» Exercise objective:
Look for the word "screenshot" in each line and report the count of matching lines, with nothing added.

>> START Given data

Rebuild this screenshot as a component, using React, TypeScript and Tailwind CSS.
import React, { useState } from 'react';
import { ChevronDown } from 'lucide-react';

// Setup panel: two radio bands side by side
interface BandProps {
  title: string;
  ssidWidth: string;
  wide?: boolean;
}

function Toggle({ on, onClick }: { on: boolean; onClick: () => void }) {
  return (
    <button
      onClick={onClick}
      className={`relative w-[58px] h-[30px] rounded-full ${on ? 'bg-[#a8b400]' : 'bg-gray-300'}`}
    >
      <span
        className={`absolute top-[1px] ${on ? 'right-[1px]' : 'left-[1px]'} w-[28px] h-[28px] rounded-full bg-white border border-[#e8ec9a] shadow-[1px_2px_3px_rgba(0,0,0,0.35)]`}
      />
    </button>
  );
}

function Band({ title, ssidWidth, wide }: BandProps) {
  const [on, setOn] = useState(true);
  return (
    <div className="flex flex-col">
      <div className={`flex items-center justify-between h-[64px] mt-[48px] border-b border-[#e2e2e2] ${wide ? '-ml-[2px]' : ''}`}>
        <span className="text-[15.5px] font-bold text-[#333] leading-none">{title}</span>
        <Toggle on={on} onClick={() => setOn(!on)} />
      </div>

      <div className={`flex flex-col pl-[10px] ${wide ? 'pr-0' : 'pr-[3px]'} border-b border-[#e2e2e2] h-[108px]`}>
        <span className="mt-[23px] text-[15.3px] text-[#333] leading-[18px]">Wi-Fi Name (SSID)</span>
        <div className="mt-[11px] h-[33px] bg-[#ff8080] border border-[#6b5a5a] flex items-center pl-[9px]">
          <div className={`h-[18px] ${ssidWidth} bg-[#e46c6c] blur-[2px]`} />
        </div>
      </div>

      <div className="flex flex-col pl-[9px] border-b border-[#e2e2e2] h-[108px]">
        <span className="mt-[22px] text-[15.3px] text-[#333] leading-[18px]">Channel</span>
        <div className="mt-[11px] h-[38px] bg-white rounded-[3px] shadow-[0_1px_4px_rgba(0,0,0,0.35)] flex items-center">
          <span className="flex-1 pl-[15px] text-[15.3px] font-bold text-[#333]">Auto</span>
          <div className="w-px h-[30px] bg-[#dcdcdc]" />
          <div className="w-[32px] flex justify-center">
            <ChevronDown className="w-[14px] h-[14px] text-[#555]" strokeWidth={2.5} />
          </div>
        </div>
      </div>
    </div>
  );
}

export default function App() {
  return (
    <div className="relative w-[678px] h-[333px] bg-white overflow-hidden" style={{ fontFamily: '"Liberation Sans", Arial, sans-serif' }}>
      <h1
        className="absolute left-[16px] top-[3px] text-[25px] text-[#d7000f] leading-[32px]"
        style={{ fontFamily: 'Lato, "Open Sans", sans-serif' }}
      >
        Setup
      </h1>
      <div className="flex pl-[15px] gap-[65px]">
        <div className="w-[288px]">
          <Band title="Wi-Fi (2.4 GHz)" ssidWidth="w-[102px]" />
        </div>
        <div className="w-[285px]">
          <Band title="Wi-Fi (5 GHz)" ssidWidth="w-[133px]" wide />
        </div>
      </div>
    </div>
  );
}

>> END Given data
>> START Given data

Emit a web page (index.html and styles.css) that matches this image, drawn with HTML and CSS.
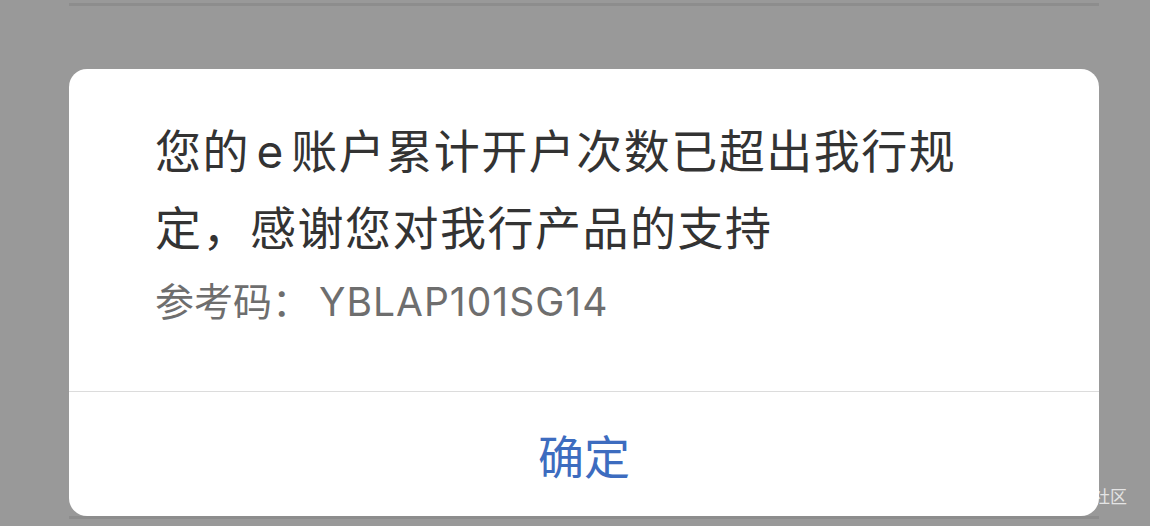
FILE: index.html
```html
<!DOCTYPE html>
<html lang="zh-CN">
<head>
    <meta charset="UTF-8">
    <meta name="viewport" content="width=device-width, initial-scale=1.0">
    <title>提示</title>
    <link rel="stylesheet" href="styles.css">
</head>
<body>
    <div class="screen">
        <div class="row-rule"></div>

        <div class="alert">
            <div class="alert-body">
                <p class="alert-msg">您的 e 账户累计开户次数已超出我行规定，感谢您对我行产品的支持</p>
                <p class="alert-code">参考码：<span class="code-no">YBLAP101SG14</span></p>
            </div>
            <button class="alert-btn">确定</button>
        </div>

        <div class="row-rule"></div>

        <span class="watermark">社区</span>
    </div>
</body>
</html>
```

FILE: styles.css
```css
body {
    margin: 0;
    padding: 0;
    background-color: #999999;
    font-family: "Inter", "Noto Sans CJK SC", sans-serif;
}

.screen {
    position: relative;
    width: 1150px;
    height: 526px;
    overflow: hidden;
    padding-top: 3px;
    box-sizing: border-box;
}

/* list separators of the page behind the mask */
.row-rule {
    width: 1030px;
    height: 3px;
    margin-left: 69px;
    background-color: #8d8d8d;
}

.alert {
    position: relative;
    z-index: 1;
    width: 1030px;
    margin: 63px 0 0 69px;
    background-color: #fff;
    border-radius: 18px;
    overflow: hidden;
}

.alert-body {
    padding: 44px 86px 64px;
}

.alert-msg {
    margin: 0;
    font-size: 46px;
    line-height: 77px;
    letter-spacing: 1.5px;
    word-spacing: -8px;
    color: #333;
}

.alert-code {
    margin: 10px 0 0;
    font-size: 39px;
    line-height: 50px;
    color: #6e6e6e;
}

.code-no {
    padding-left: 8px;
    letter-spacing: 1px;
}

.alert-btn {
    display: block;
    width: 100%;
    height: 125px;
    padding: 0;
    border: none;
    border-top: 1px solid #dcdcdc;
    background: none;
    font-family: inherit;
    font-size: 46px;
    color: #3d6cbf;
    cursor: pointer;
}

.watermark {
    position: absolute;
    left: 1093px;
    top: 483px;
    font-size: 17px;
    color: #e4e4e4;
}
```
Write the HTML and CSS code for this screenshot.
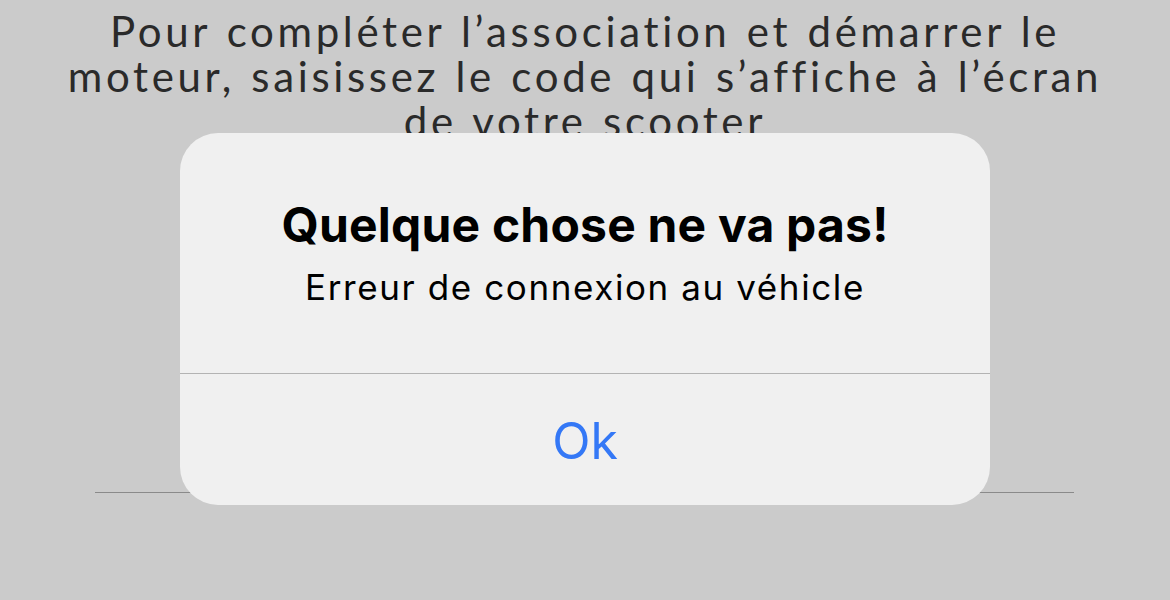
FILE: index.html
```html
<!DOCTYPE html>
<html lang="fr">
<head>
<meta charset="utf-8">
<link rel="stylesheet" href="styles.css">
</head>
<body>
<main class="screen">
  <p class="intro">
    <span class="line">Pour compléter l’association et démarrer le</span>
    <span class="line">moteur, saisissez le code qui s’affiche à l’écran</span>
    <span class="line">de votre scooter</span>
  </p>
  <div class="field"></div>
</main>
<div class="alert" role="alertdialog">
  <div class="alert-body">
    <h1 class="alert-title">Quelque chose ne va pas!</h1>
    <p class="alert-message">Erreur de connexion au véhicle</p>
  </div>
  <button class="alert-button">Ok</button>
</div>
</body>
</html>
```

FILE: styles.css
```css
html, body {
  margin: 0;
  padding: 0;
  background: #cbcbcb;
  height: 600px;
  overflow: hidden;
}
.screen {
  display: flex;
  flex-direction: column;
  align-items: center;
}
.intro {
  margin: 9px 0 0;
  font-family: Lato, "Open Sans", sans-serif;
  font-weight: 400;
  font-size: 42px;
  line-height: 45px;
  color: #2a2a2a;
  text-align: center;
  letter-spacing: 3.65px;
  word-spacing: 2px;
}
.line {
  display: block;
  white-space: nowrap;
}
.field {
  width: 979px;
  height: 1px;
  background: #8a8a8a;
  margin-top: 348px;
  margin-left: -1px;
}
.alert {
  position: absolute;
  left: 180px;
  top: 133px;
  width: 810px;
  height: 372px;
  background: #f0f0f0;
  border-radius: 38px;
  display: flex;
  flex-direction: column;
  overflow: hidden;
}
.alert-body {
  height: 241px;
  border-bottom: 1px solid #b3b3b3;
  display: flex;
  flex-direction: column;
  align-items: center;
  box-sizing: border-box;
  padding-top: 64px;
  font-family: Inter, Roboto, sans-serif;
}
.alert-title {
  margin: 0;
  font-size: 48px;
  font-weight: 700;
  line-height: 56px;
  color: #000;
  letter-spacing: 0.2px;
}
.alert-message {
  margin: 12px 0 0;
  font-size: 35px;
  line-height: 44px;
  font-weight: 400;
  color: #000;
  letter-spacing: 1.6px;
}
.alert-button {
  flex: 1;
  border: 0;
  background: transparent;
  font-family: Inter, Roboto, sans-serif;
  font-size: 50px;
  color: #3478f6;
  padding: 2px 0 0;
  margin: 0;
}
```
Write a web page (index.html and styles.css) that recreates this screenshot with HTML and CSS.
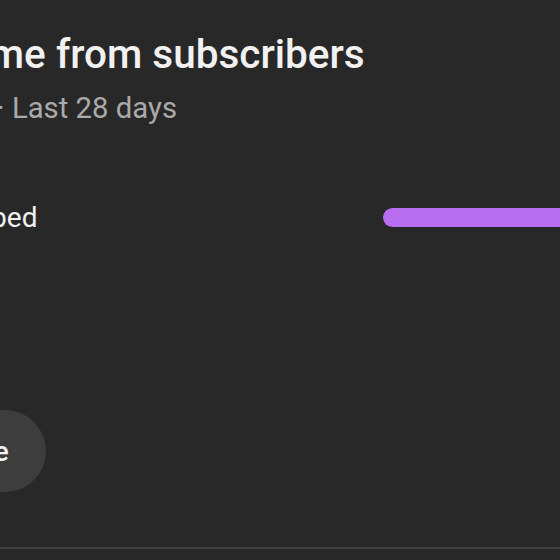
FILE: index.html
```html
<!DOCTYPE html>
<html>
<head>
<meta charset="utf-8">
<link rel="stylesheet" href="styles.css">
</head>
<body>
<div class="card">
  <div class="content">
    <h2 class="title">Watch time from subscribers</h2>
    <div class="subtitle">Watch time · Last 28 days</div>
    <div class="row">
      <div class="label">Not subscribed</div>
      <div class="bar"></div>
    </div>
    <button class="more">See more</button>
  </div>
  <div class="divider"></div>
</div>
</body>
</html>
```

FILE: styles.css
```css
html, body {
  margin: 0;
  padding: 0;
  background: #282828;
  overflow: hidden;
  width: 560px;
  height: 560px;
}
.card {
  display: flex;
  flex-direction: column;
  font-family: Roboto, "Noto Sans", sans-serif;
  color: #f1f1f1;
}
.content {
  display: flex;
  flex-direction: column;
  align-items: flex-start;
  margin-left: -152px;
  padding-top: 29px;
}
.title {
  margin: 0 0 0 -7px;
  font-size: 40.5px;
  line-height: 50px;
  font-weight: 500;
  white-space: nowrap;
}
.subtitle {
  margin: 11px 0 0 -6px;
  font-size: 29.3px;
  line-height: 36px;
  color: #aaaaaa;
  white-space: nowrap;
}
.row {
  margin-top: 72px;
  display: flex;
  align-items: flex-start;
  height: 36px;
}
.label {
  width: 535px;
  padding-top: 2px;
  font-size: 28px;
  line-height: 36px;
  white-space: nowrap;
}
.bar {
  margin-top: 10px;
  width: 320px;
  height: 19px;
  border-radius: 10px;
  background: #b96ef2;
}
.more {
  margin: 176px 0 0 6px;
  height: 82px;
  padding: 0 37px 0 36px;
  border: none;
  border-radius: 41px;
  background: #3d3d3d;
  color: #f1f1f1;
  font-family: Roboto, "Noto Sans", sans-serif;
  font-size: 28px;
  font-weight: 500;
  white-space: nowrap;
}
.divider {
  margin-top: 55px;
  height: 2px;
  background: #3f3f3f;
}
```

>> END Given data

» Exercise response:
3